Save the script to a file, e.g., start_code_server.sh. Remember to chmod u+x,go-rwx the file to make it executable and keep others from accessing it.

Starting an IDE #

You can run your saved script through srun like any other script. The following command assumes the script is in the current directory and opens the IDE in the current directory (note the /netscratch/software mount, so we don’t have to download the code-server archive from GitHub all the time):

srun \
  --container-image=/enroot/nvcr.io_nvidia_pytorch_22.03-py3.sqsh \
  --container-mounts=/netscratch/software:/netscratch/software:ro,"`pwd`":"`pwd`" \
  --container-workdir="`pwd`" \
  --time=01:00:00 \
  start_code_server.sh

This will start the IDE inside the PyTorch 22.03 environment. The URL to access it will be printed on your console. You will probably need to make a security exception in your browser, since the certificate is self-signed. Login with your password and you should be presented with a website that is functionally almost identical to VSCode running on your PC, except it’s running on a cluster node and has access to the job’s resources. It is set to open the current directory when first loaded. You can change your code and - most importantly - use the visual debugger like you would with VSCode on your PC. Follow the official Python debugging tutorial if you are new to VSCode.

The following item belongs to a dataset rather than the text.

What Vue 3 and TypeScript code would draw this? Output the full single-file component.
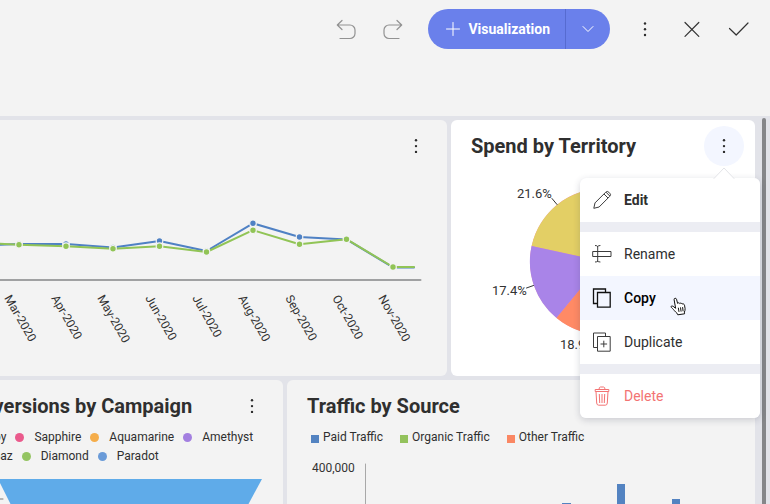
<script setup lang="ts">
interface Series {
  name: string
  color: string
  points: [number, number][]
}

interface LegendEntry {
  label: string
  color: string
}

const months: { label: string; x: number; y: number }[] = [
  { label: 'Mar-2020', x: 4, y: 178 },
  { label: 'Apr-2020', x: 51, y: 178 },
  { label: 'May-2020', x: 97, y: 178 },
  { label: 'Jun-2020', x: 145, y: 178 },
  { label: 'Jul-2020', x: 192, y: 178 },
  { label: 'Aug-2020', x: 238, y: 178 },
  { label: 'Sep-2020', x: 285, y: 178 },
  { label: 'Oct-2020', x: 332, y: 178 },
  { label: 'Nov-2020', x: 378, y: 178 },
]

const series: Series[] = [
  {
    name: 'blue',
    color: '#4f81c4',
    points: [[-27, 126], [19, 124], [66, 124], [113, 127.5], [159.5, 121], [206.5, 131], [253, 103.3], [299.5, 117], [346.5, 119.4], [393, 147.4], [414, 147.4]],
  },
  {
    name: 'green',
    color: '#91c456',
    points: [[-27, 122.5], [19, 124.8], [66, 126.2], [113, 128.8], [159.5, 126.2], [206.5, 132], [253, 110.2], [299.5, 124.2], [346.5, 119.2], [393, 147], [414, 147]],
  },
]

const gems: LegendEntry[][] = [
  [
    { label: 'Ruby', color: '#5fabe9' },
    { label: 'Sapphire', color: '#ea5a8c' },
    { label: 'Aquamarine', color: '#f5ad4a' },
    { label: 'Amethyst', color: '#a37fe0' },
  ],
  [
    { label: 'Topaz', color: '#e3cf65' },
    { label: 'Diamond', color: '#94c462' },
    { label: 'Paradot', color: '#6a9bd8' },
  ],
]

const sources: LegendEntry[] = [
  { label: 'Paid Traffic', color: '#5383c1' },
  { label: 'Organic Traffic', color: '#93c25c' },
  { label: 'Other Traffic', color: '#fa8763' },
]

function line(points: [number, number][]): string {
  return points.map((p) => p.join(',')).join(' ')
}
</script>

<template>
  <div class="app">
    <header class="toolbar">
      <button class="tool muted" aria-label="Undo">
        <svg viewBox="0 0 24 24"><path d="M8 3.5 3.3 8 8 12.5M3.5 8H16a5 5 0 0 1 5 5v3.5a5 5 0 0 1-5 5H6" /></svg>
      </button>
      <button class="tool muted" aria-label="Redo">
        <svg viewBox="0 0 24 24"><path d="M16 3.5 20.7 8 16 12.5M20.5 8H8a5 5 0 0 0-5 5v3.5a5 5 0 0 0 5 5h10" /></svg>
      </button>
      <div class="split">
        <button class="split-main">
          <svg viewBox="0 0 14 14"><path d="M7 .5v13M.5 7h13" /></svg>
          <span>Visualization</span>
        </button>
        <button class="split-more" aria-label="More visualization options">
          <svg viewBox="0 0 14 14"><path d="m2 4.5 5 5 5-5" /></svg>
        </button>
      </div>
      <button class="tool" aria-label="More options">
        <svg viewBox="0 0 24 24" class="dots"><circle cx="12" cy="6.5" r="1.2" /><circle cx="12" cy="12.3" r="1.2" /><circle cx="12" cy="18" r="1.2" /></svg>
      </button>
      <button class="tool" aria-label="Close">
        <svg viewBox="0 0 24 24"><path d="m5 5.5 13.8 13.8M18.8 5.5 5 19.3" /></svg>
      </button>
      <button class="tool" aria-label="Apply">
        <svg viewBox="0 0 24 24"><path d="m2.5 11.5 6.7 6.5L21 6" /></svg>
      </button>
    </header>

    <main class="board">
      <section class="row top-row">
        <article class="card">
          <header class="card-head end">
            <button class="kebab" aria-label="Chart options">
              <svg viewBox="0 0 24 24" class="dots"><circle cx="12" cy="6.3" r="1.2" /><circle cx="12" cy="12.1" r="1.2" /><circle cx="12" cy="17.9" r="1.2" /></svg>
            </button>
          </header>
          <svg class="trend" viewBox="-62 52 509 204" role="img" aria-label="Monthly trend">
            <path d="M-40 160H420.5" class="axis" />
            <g v-for="s in series" :key="s.name">
              <polyline :points="line(s.points)" :stroke="s.color" class="trend-line" />
              <circle v-for="p in s.points.slice(1, -1)" :key="p[0]" :cx="p[0]" :cy="p[1]" r="3.3" :fill="s.color" class="trend-dot" />
            </g>
            <text v-for="m in months" :key="m.label" :transform="`translate(${m.x} ${m.y}) rotate(60)`" class="label">{{ m.label }}</text>
          </svg>
        </article>

        <article class="card active">
          <header class="card-head">
            <h2>Spend by Territory</h2>
            <div class="menu-anchor">
              <button class="kebab open" aria-label="Spend by Territory options" aria-expanded="true">
                <svg viewBox="0 0 24 24" class="dots"><circle cx="12" cy="6.3" r="1.2" /><circle cx="12" cy="12.1" r="1.2" /><circle cx="12" cy="17.9" r="1.2" /></svg>
              </button>
              <div class="menu">
                <svg class="caret" viewBox="0 0 22 12"><path d="M1 11.5 11 1l10 10.5" /></svg>
                <div class="group first">
                  <button class="item strong">
                    <svg viewBox="0 0 20 20"><path d="m1.8 18.3 1.2-5.4L13.6 2.3a2.3 2.3 0 0 1 3.3 0l.8.8a2.3 2.3 0 0 1 0 3.3L7.1 17l-5.3 1.3ZM12 4l4 4M14 2.2l3.8 3.8" /></svg>
                    <span>Edit</span>
                  </button>
                </div>
                <div class="group">
                  <button class="item">
                    <svg viewBox="0 0 20 20"><path d="M.7 7.5H19v5H.7zM5.7 2v16M3 1.5q2.2 0 2.7 1 .5-1 2.7-1M3 18q2.2 0 2.7-1 .5 1 2.7 1" /></svg>
                    <span>Rename</span>
                  </button>
                  <button class="item hovered">
                    <svg viewBox="0 0 20 20"><path d="M5.5 15.5h-4V1h12v3M5.5 4.5h12.7v14.7H5.5z" /></svg>
                    <span>Copy</span>
                    <svg class="pointer" viewBox="0 0 18 20"><path d="M5.7 12.6 4.1 3.7c-.3-1.6 2-2.1 2.4-.5l1.1 4.2c.5-.9 1.9-.8 2.2.2.6-.8 1.800-.6 2.200.4 1.300-.5 2.200.1 2.500 1.200l.6 3.500c.2 1.300-.4 2.400-.7 3.400l.2 1.700-6.800 1-.9-1.700C5 15.700 3.600 13.500 2.500 12.500c-1-.9-1.900-1.600-1.300-2.200.8-.8 2.200-.1 3.900 1.700M8.300 11.700l.7 4.200M10.500 11.400l.6 4.200M12.600 11.100l.5 4.200" /></svg>
                  </button>
                  <button class="item">
                    <svg viewBox="0 0 20 20"><path d="M5.5 15.5h-4V1h12v3M5.5 4.5h12.7v14.7H5.5zM11.8 8.7v6.6M8.5 12h6.6" /></svg>
                    <span>Duplicate</span>
                  </button>
                </div>
                <div class="group last">
                  <button class="item danger">
                    <svg viewBox="0 0 20 20"><path d="M3.2 5.5h13.6v-2H3.2zM7 3.5q0-2.5 1.5-2.5h3q1.5 0 1.5 2.5M4 5.5 4.7 17q.1 2.2 2 2.2h6.6q1.9 0 2-2.2L16 5.5M7.3 8l.4 9M10 8v9M12.7 8l-.4 9" /></svg>
                    <span>Delete</span>
                  </button>
                </div>
              </div>
            </div>
          </header>
          <svg class="pie" viewBox="451 172 304 204" role="img" aria-label="Spend share by territory">
            <circle cx="603" cy="261.5" r="73" fill="#f28ab0" />
            <path d="M603 261.5 531.6 246A73 73 0 0 1 603 188.5Z" fill="#e3cf65" />
            <path d="M603 261.5 556.5 318A73 73 0 0 1 531.6 246Z" fill="#a984e8" />
            <path d="M603 261.5V334.5A73 73 0 0 1 556.5 318Z" fill="#ff8a65" />
            <path d="m552 198.5 5 6M526.5 288l7-2.5" class="leader" />
            <text x="517" y="198" class="share">21.6%</text>
            <text x="492" y="295" class="share">17.4%</text>
            <text x="560" y="349" class="share">18.9%</text>
          </svg>
        </article>
      </section>

      <section class="row bottom-row">
        <article class="card">
          <header class="card-head">
            <h2>Conversions by Campaign</h2>
            <button class="kebab" aria-label="Conversions by Campaign options">
              <svg viewBox="0 0 24 24" class="dots"><circle cx="12" cy="6.3" r="1.2" /><circle cx="12" cy="12.1" r="1.2" /><circle cx="12" cy="17.9" r="1.2" /></svg>
            </button>
          </header>
          <div class="gem-legend">
            <ul v-for="(gemRow, i) in gems" :key="i">
              <li v-for="g in gemRow" :key="g.label">
                <svg viewBox="0 0 9 9"><circle cx="4.5" cy="4.5" r="4.5" :fill="g.color" /></svg>{{ g.label }}
              </li>
            </ul>
          </div>
          <svg class="funnel" viewBox="-62 469 345 60" role="img" aria-label="Conversion funnel">
            <path d="M-2 479H262L235 529H23Z" fill="#5fabe9" />
            <path d="M-12 499H3" class="tick" />
          </svg>
        </article>

        <article class="card">
          <header class="card-head">
            <h2>Traffic by Source</h2>
          </header>
          <ul class="source-legend">
            <li v-for="s in sources" :key="s.label">
              <svg viewBox="0 0 8 8"><path d="M0 0h8v8H0z" :fill="s.color" /></svg>{{ s.label }}
            </li>
          </ul>
          <svg class="bars" viewBox="287 449 468 80" role="img" aria-label="Traffic volume by source">
            <text x="312" y="472" class="label">400,000</text>
            <path d="M365.5 464V529" class="bar-axis" />
            <path d="M562 503h9v26h-9zM617 484h8v45h-8zM672 499h8v30h-8z" fill="#5383c1" />
          </svg>
        </article>
      </section>
      <div class="scrollbar" />
    </main>
  </div>
</template>

<style>
body {
  margin: 0;
  background: #f3f3f3;
}
</style>

<style scoped>
.app {
  display: flex;
  flex-direction: column;
  height: 100vh;
  overflow: hidden;
  background: #f3f3f3;
  color: #2f2f2f;
  font-family: Roboto, "Liberation Sans", sans-serif;
  font-size: 12px;
}
button {
  padding: 0;
  border: 0;
  background: none;
  color: inherit;
  font: inherit;
  cursor: pointer;
}
svg {
  display: block;
  flex: none;
  fill: none;
  stroke-linecap: round;
  stroke-linejoin: round;
}
ul {
  margin: 0;
  padding: 0;
  list-style: none;
}
h2 {
  margin: 0;
  font-size: 20px;
  line-height: 24px;
  font-weight: 700;
  white-space: nowrap;
}
.toolbar {
  display: flex;
  flex: none;
  align-items: center;
  justify-content: flex-end;
  gap: 23px;
  padding: 9px 19px 67px;
}
.tool svg {
  width: 24px;
  height: 24px;
  stroke: #333;
  stroke-width: 1.2;
}
.tool.muted svg {
  stroke: #929292;
}
.dots circle {
  fill: #2b2b2b;
  stroke: none;
}
.split {
  display: flex;
  height: 40px;
  overflow: hidden;
  border-radius: 20px;
  background: #6a80eb;
  color: #fff;
}
.split svg {
  width: 14px;
  height: 14px;
  stroke: #fff;
  stroke-width: 1;
}
.split-main {
  display: flex;
  align-items: center;
  gap: 8px;
  padding: 0 15px 0 18px;
  font-size: 14px;
  font-weight: 700;
}
.split-more {
  width: 45px;
  padding-left: 15px;
  border-left: 1px solid #566bd0;
}
/* The board is panned to the right, so its left edge lies outside the window. */
.board {
  position: relative;
  display: flex;
  flex: 1;
  flex-direction: column;
  gap: 4px;
  min-height: 0;
  margin-left: -62px;
  padding: 4px 15px 0 0;
  background: #e2e3e9;
}
.row {
  display: grid;
  flex: none;
  gap: 4px;
}
.top-row {
  grid-template-columns: 509fr 304fr;
}
.bottom-row {
  grid-template-columns: 345fr 468fr;
}
.card {
  display: flex;
  flex-direction: column;
  min-width: 0;
  border-radius: 6px;
  background: #f3f3f3;
}
.card.active {
  background: #fff;
}
.card-head {
  display: flex;
  align-items: center;
  justify-content: space-between;
  height: 52px;
  padding: 0 11px 0 20px;
}
.card-head.end {
  justify-content: flex-end;
}
.bottom-row .card-head {
  height: 44px;
  padding-top: 4px;
}
.kebab {
  display: flex;
  align-items: center;
  justify-content: center;
  width: 40px;
  height: 40px;
  border-radius: 50%;
}
.kebab svg {
  width: 24px;
  height: 24px;
}
.kebab.open {
  background: #f3f6ff;
}
.trend,
.pie,
.funnel,
.bars {
  width: 100%;
}
.axis {
  stroke: #a0a1a2;
  stroke-width: 2;
}
.trend-line {
  stroke-width: 2;
}
.trend-dot {
  stroke: #f3f3f3;
  stroke-width: 1.2;
}
.label {
  fill: #333;
  font-size: 12px;
}
.share {
  fill: #333;
  font-size: 13px;
}
.leader {
  stroke: #333;
}
.tick {
  stroke: #777;
}
.bar-axis {
  stroke: #a8a8a8;
}
.menu-anchor {
  position: relative;
}
.menu {
  position: absolute;
  z-index: 2;
  top: 52px;
  right: -16px;
  display: flex;
  flex-direction: column;
  gap: 10px;
  width: 180px;
  border-radius: 6px;
  background: #ecedf3;
  box-shadow: 0 2px 7px rgba(40, 44, 70, 0.2);
}
.caret {
  position: absolute;
  top: -11px;
  right: 25px;
  width: 22px;
  height: 12px;
  fill: #fff;
  stroke: #e3e4e8;
}
.group {
  background: #fff;
}
.first {
  border-radius: 6px 6px 0 0;
}
.last {
  border-radius: 0 0 6px 6px;
}
.item {
  position: relative;
  display: flex;
  align-items: center;
  gap: 12px;
  width: 100%;
  height: 44px;
  padding-left: 12px;
  font-size: 14px;
}
.item svg {
  width: 20px;
  height: 20px;
  stroke: #3c3c3c;
  stroke-linecap: butt;
  stroke-linejoin: miter;
}
.strong {
  font-weight: 700;
}
.item.hovered {
  background: #f3f6ff;
  color: #000;
  font-weight: 500;
}
.hovered svg {
  stroke: #111;
  stroke-width: 1.3;
}
.item .pointer {
  position: absolute;
  top: 20px;
  left: 90px;
  width: 18px;
  height: 20px;
  fill: #fff;
  stroke-width: 1;
  stroke-linejoin: round;
}
.item.danger {
  color: #f37373;
}
.danger svg {
  stroke: #f37373;
}
.gem-legend {
  padding: 0 0 3px 23px;
}
.gem-legend ul {
  display: flex;
  gap: 9px;
}
.gem-legend li {
  display: flex;
  align-items: center;
  gap: 10px;
  line-height: 19px;
}
.gem-legend svg {
  width: 9px;
  height: 9px;
}
.source-legend {
  display: flex;
  gap: 17px;
  padding: 0 0 3px 24px;
  line-height: 18px;
}
.source-legend li {
  display: flex;
  align-items: center;
  gap: 4px;
}
.source-legend svg {
  width: 8px;
  height: 8px;
  margin-top: 3px;
}
.scrollbar {
  position: absolute;
  top: 2px;
  right: 4px;
  bottom: 0;
  width: 4px;
  border-radius: 2px 2px 0 0;
  background: #858689;
}
</style>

Overall, the experience is pretty good, if a bit clunky. E.g., the setup wizard is displayed every time (just ignore it) and breakpoints are not stored between runs.

Troubleshooting #

The example script is set up to use .code-server in the current directory for data storage. Some issues may be resolved by stopping the server and removing this folder.

Users who are running a remote VSCode SSH session have reported that startup may fail with an error similar to this:

[2022-10-24T07:44:58.646Z] error got error from Code
{"error":{"errno":-2,"code":"ENOENT","syscall":"connect","address":"..."}}

The error was resolved by stopping the VSCode session.